Abstract Background Strength and coordination of lower muscle groups typically identified in healthy subjects are two prerequisites to performing functional activities. These physical qualities can be impaired following a neurological insult. A static dynamometer apparatus that measures lower limb joint moments during directional efforts at the foot was developed to recruit different patterns of muscular activity. The objectives of the present study were to 1) validate joint moments estimated by the apparatus, and 2) to characterize lower limb joint moments and muscular activity patterns of healthy subjects during progressive static efforts. Subjects were seated in a semi-reclined position with one foot attached to a force platform interfaced with a laboratory computer.

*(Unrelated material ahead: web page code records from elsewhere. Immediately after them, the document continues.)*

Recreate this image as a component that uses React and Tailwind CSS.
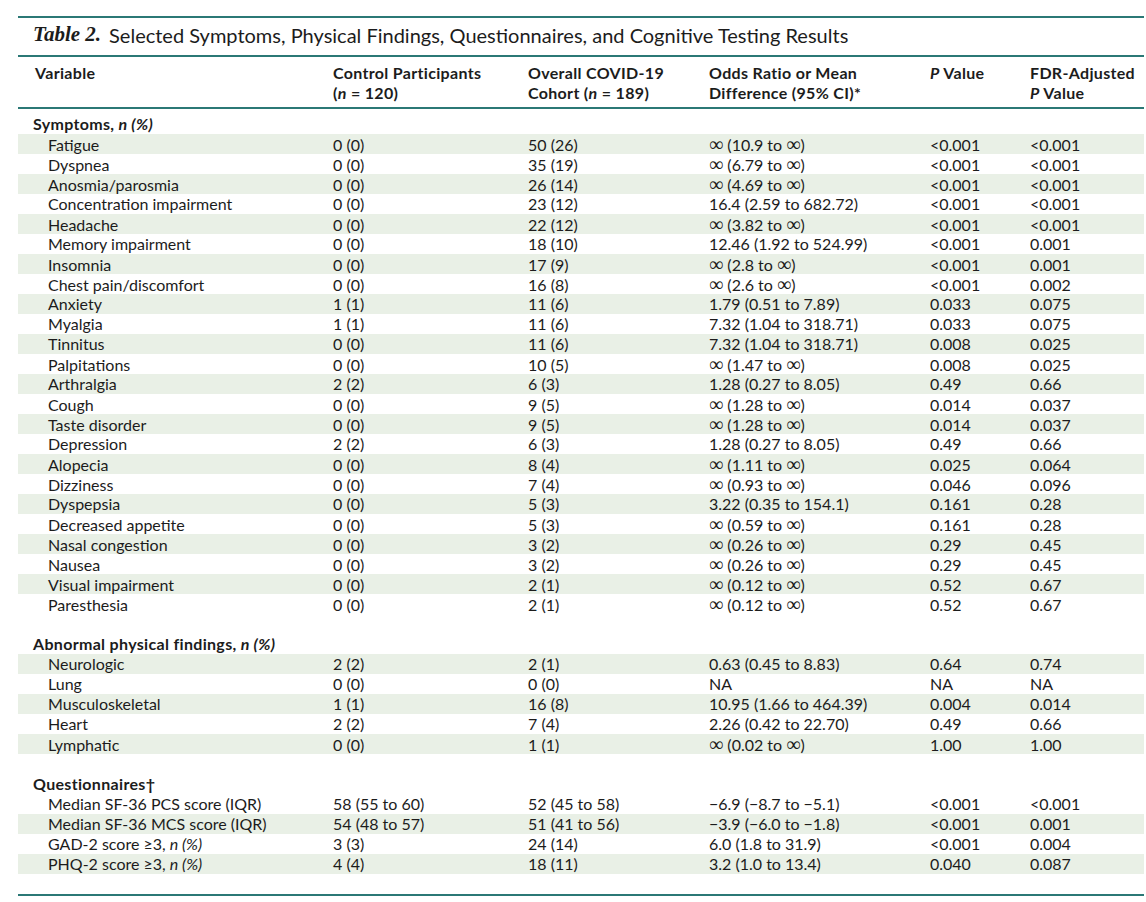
import React from 'react';

const symptoms = [
  ['Fatigue', '0 (0)', '50 (26)', '∞ (10.9 to ∞)', '<0.001', '<0.001'],
  ['Dyspnea', '0 (0)', '35 (19)', '∞ (6.79 to ∞)', '<0.001', '<0.001'],
  ['Anosmia/parosmia', '0 (0)', '26 (14)', '∞ (4.69 to ∞)', '<0.001', '<0.001'],
  ['Concentration impairment', '0 (0)', '23 (12)', '16.4 (2.59 to 682.72)', '<0.001', '<0.001'],
  ['Headache', '0 (0)', '22 (12)', '∞ (3.82 to ∞)', '<0.001', '<0.001'],
  ['Memory impairment', '0 (0)', '18 (10)', '12.46 (1.92 to 524.99)', '<0.001', '0.001'],
  ['Insomnia', '0 (0)', '17 (9)', '∞ (2.8 to ∞)', '<0.001', '0.001'],
  ['Chest pain/discomfort', '0 (0)', '16 (8)', '∞ (2.6 to ∞)', '<0.001', '0.002'],
  ['Anxiety', '1 (1)', '11 (6)', '1.79 (0.51 to 7.89)', '0.033', '0.075'],
  ['Myalgia', '1 (1)', '11 (6)', '7.32 (1.04 to 318.71)', '0.033', '0.075'],
  ['Tinnitus', '0 (0)', '11 (6)', '7.32 (1.04 to 318.71)', '0.008', '0.025'],
  ['Palpitations', '0 (0)', '10 (5)', '∞ (1.47 to ∞)', '0.008', '0.025'],
  ['Arthralgia', '2 (2)', '6 (3)', '1.28 (0.27 to 8.05)', '0.49', '0.66'],
  ['Cough', '0 (0)', '9 (5)', '∞ (1.28 to ∞)', '0.014', '0.037'],
  ['Taste disorder', '0 (0)', '9 (5)', '∞ (1.28 to ∞)', '0.014', '0.037'],
  ['Depression', '2 (2)', '6 (3)', '1.28 (0.27 to 8.05)', '0.49', '0.66'],
  ['Alopecia', '0 (0)', '8 (4)', '∞ (1.11 to ∞)', '0.025', '0.064'],
  ['Dizziness', '0 (0)', '7 (4)', '∞ (0.93 to ∞)', '0.046', '0.096'],
  ['Dyspepsia', '0 (0)', '5 (3)', '3.22 (0.35 to 154.1)', '0.161', '0.28'],
  ['Decreased appetite', '0 (0)', '5 (3)', '∞ (0.59 to ∞)', '0.161', '0.28'],
  ['Nasal congestion', '0 (0)', '3 (2)', '∞ (0.26 to ∞)', '0.29', '0.45'],
  ['Nausea', '0 (0)', '3 (2)', '∞ (0.26 to ∞)', '0.29', '0.45'],
  ['Visual impairment', '0 (0)', '2 (1)', '∞ (0.12 to ∞)', '0.52', '0.67'],
  ['Paresthesia', '0 (0)', '2 (1)', '∞ (0.12 to ∞)', '0.52', '0.67'],
];

const physical = [
  ['Neurologic', '2 (2)', '2 (1)', '0.63 (0.45 to 8.83)', '0.64', '0.74'],
  ['Lung', '0 (0)', '0 (0)', 'NA', 'NA', 'NA'],
  ['Musculoskeletal', '1 (1)', '16 (8)', '10.95 (1.66 to 464.39)', '0.004', '0.014'],
  ['Heart', '2 (2)', '7 (4)', '2.26 (0.42 to 22.70)', '0.49', '0.66'],
  ['Lymphatic', '0 (0)', '1 (1)', '∞ (0.02 to ∞)', '1.00', '1.00'],
];

const questionnaires = [
  [<>Median SF-36 PCS score (IQR)</>, '58 (55 to 60)', '52 (45 to 58)', '−6.9 (−8.7 to −5.1)', '<0.001', '<0.001'],
  [<>Median SF-36 MCS score (IQR)</>, '54 (48 to 57)', '51 (41 to 56)', '−3.9 (−6.0 to −1.8)', '<0.001', '0.001'],
  [<>GAD-2 score ≥3, <i>n (%)</i></>, '3 (3)', '24 (14)', '6.0 (1.8 to 31.9)', '<0.001', '0.004'],
  [<>PHQ-2 score ≥3, <i>n (%)</i></>, '4 (4)', '18 (11)', '3.2 (1.0 to 13.4)', '0.040', '0.087'],
];

const grid = 'grid grid-cols-[300px_195px_181px_221px_100px_1fr] pl-[15px]';

// wider infinity glyph than Lato's
const fmt = (v) =>
  typeof v === 'string' && v.includes('∞')
    ? v.split('∞').map((part, i, arr) => (
        <React.Fragment key={i}>
          {part}
          {i < arr.length - 1 && (
            <span className="font-['Liberation_Serif',serif] text-[20px] leading-none">∞</span>
          )}
        </React.Fragment>
      ))
    : v;

const Row = ({ cells, shaded }) => (
  <div className={`${grid} h-5 items-center leading-5 ${shaded ? 'bg-[#e9f0e6]' : ''}`}>
    <div className="pl-[15px] whitespace-nowrap">{cells[0]}</div>
    {cells.slice(1).map((c, i) => (
      <div key={i} className="whitespace-nowrap">{fmt(c)}</div>
    ))}
  </div>
);

const Section = ({ children }) => (
  <div className={`${grid} h-5 items-center leading-5 font-bold tracking-[0.02em]`}>
    <div className="whitespace-nowrap">{children}</div>
  </div>
);

export default function App() {
  return (
    <div className="bg-white w-[1146px] h-[902px] pt-4 pl-[18px] pr-[2px] text-[#1c1c1c] font-['Lato',sans-serif] text-[16px]">
      <div className="border-t-2 border-[#2b7876]" />
      <div className="h-[37px] flex items-center pl-[15px] pb-[4px] text-[20px] whitespace-nowrap">
        <span className="font-['Liberation_Serif',serif] font-bold italic text-[21px] mr-2">Table 2.</span>
        <span>Selected Symptoms, Physical Findings, Questionnaires, and Cognitive Testing Results</span>
      </div>
      <div className="border-t-2 border-[#2b7876]" />
      <div className={`${grid} pt-[6px] pb-[4px] leading-5 font-bold tracking-[0.02em]`}>
        <div className="pl-[2px]">Variable</div>
        <div>Control Participants<br />(<i>n</i> = 120)</div>
        <div>Overall COVID-19<br />Cohort (<i>n</i> = 189)</div>
        <div>Odds Ratio or Mean<br />Difference (95% CI)*</div>
        <div><i>P</i> Value</div>
        <div>FDR-Adjusted<br /><i>P</i> Value</div>
      </div>
      <div className="border-t-2 border-[#2b7876]" />
      <div className="pt-[5px]">
        <Section>Symptoms, <i>n (%)</i></Section>
        {symptoms.map((r, i) => <Row key={i} cells={r} shaded={i % 2 === 0} />)}
        <div className="h-5" />
        <Section>Abnormal physical findings, <i>n (%)</i></Section>
        {physical.map((r, i) => <Row key={i} cells={r} shaded={i % 2 === 0} />)}
        <div className="h-5" />
        <Section>Questionnaires†</Section>
        {questionnaires.map((r, i) => <Row key={i} cells={r} shaded={i % 2 === 1} />)}
        <div className="h-5" />
      </div>
      <div className="border-t-2 border-[#2b7876]" />
    </div>
  );
}
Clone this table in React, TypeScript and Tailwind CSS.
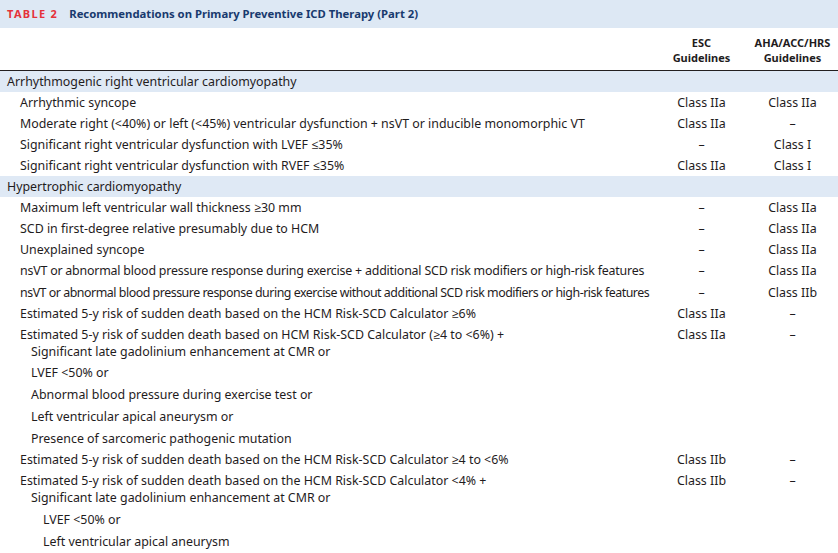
import React from 'react';

type Row =
  | { kind: 'section'; text: string }
  | {
      kind: 'row';
      text: string;
      extra?: string;
      esc?: string;
      aha?: string;
      indent?: 0 | 1 | 2;
      tight?: string;
    };

const D = '–';

const rows: Row[] = [
  { kind: 'section', text: 'Arrhythmogenic right ventricular cardiomyopathy' },
  { kind: 'row', text: 'Arrhythmic syncope', esc: 'Class IIa', aha: 'Class IIa' },
  {
    kind: 'row',
    text: 'Moderate right (<40%) or left (<45%) ventricular dysfunction + nsVT or inducible monomorphic VT',
    esc: 'Class IIa',
    aha: D,
  },
  { kind: 'row', text: 'Significant right ventricular dysfunction with LVEF ≤35%', esc: D, aha: 'Class I' },
  { kind: 'row', text: 'Significant right ventricular dysfunction with RVEF ≤35%', esc: 'Class IIa', aha: 'Class I' },
  { kind: 'section', text: 'Hypertrophic cardiomyopathy' },
  { kind: 'row', text: 'Maximum left ventricular wall thickness ≥30 mm', esc: D, aha: 'Class IIa' },
  { kind: 'row', text: 'SCD in first-degree relative presumably due to HCM', esc: D, aha: 'Class IIa' },
  { kind: 'row', text: 'Unexplained syncope', esc: D, aha: 'Class IIa' },
  {
    kind: 'row',
    text: 'nsVT or abnormal blood pressure response during exercise + additional SCD risk modifiers or high-risk features',
    esc: D,
    aha: 'Class IIa',
    tight: 'tracking-[-0.2px]',
  },
  {
    kind: 'row',
    text: 'nsVT or abnormal blood pressure response during exercise without additional SCD risk modifiers or high-risk features',
    esc: D,
    aha: 'Class IIb',
    tight: 'tracking-[-0.47px]',
  },
  {
    kind: 'row',
    text: 'Estimated 5-y risk of sudden death based on the HCM Risk-SCD Calculator ≥6%',
    esc: 'Class IIa',
    aha: D,
  },
  {
    kind: 'row',
    text: 'Estimated 5-y risk of sudden death based on HCM Risk-SCD Calculator (≥4 to <6%) +',
    extra: 'Significant late gadolinium enhancement at CMR or',
    esc: 'Class IIa',
    aha: D,
  },
  { kind: 'row', text: 'LVEF <50% or', indent: 1 },
  { kind: 'row', text: 'Abnormal blood pressure during exercise test or', indent: 1 },
  { kind: 'row', text: 'Left ventricular apical aneurysm or', indent: 1 },
  { kind: 'row', text: 'Presence of sarcomeric pathogenic mutation', indent: 1 },
  {
    kind: 'row',
    text: 'Estimated 5-y risk of sudden death based on the HCM Risk-SCD Calculator ≥4 to <6%',
    esc: 'Class IIb',
    aha: D,
  },
  {
    kind: 'row',
    text: 'Estimated 5-y risk of sudden death based on the HCM Risk-SCD Calculator <4% +',
    extra: 'Significant late gadolinium enhancement at CMR or',
    esc: 'Class IIb',
    aha: D,
  },
  { kind: 'row', text: 'LVEF <50% or', indent: 2 },
  { kind: 'row', text: 'Left ventricular apical aneurysm', indent: 2 },
];

const padLeft = ['pl-[20px]', 'pl-[31px]', 'pl-[43px]'];
const padY = ['py-[2.1px]', 'py-[2.4px]', 'py-[2.4px]'];

const App: React.FC = () => {
  return (
    <div
      className="w-[838px] h-[553px] overflow-hidden bg-white text-[#1f1c1d] text-[12.4px]"
      style={{ fontFamily: '"Noto Sans", "Open Sans", sans-serif' }}
    >
      <div className="h-[28px] bg-[#dde8f4] flex items-center pl-[7px] gap-[11px]">
        <span className="text-[#e5323b] font-bold text-[11px] tracking-[0.12em]">TABLE 2</span>
        <span className="text-[#183a6e] font-bold text-[11.3px]">
          Recommendations on Primary Preventive ICD Therapy (Part 2)
        </span>
      </div>

      <div className="grid grid-cols-[minmax(0,1fr)_91px_91px] border-b border-[#231f20] pt-[7px] pb-[5px] font-bold text-[11px] leading-[15px] text-center">
        <div />
        <div>
          ESC
          <br />
          Guidelines
        </div>
        <div>
          AHA/ACC/HRS
          <br />
          Guidelines
        </div>
      </div>

      {rows.map((r, i) =>
        r.kind === 'section' ? (
          <div key={i} className="bg-[#dfe9f5] pl-[7px] leading-[17px] py-[1.75px]">
            {r.text}
          </div>
        ) : (
          <div
            key={i}
            className={`grid grid-cols-[minmax(0,1fr)_91px_91px] leading-[17px] ${padY[r.indent ?? 0]}`}
          >
            <div className={`${padLeft[r.indent ?? 0]} whitespace-nowrap ${r.tight ?? ''}`}>
              {r.text}
              {r.extra && <div className="pl-[11px]">{r.extra}</div>}
            </div>
            <div className="text-center">{r.esc}</div>
            <div className="text-center">{r.aha}</div>
          </div>
        ),
      )}
    </div>
  );
};

export default App;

Forces and moments exerted under the foot were computed using inverse dynamics, allowing for the estimation of lower limb joint moments. To achieve the study’s first objective, joint moments were validated by comparing moments of various magnitudes of force applied by turnbuckles on an instrumented leg equipped with strain gauges with those estimated by the apparatus. Concurrent validity and agreement were assessed using Pearson correlation coefficients and Bland and Altman analysis, respectively. For the second objective, joint moments and muscular activity were characterized for five healthy subjects while exerting progressive effort in eight sagittal directions. Lower limb joint moments were estimated during directional efforts using inverse dynamics. Muscular activity of eight muscles of the lower limb was recorded using surface electrodes and further analyzed using normalized root mean square data. Results The joint moments estimated with the instrumented leg were correlated (r > 0.999) with those measured by the dynamometer. Limits of agreement ranged between 8.5 and 19.2% of the average joint moment calculated by both devices. During progressive efforts on the apparatus, joint moments and patterns of muscular activity were specific to the direction of effort. Patterns of muscular activity in four directions were similar to activation patterns reported in the literature for specific portions of gait cycle. Conclusion This apparatus provides valid joint moments exerted at the lower limbs. It is suggested that this methodology be used to recruit muscular activity patterns impaired in neurological populations.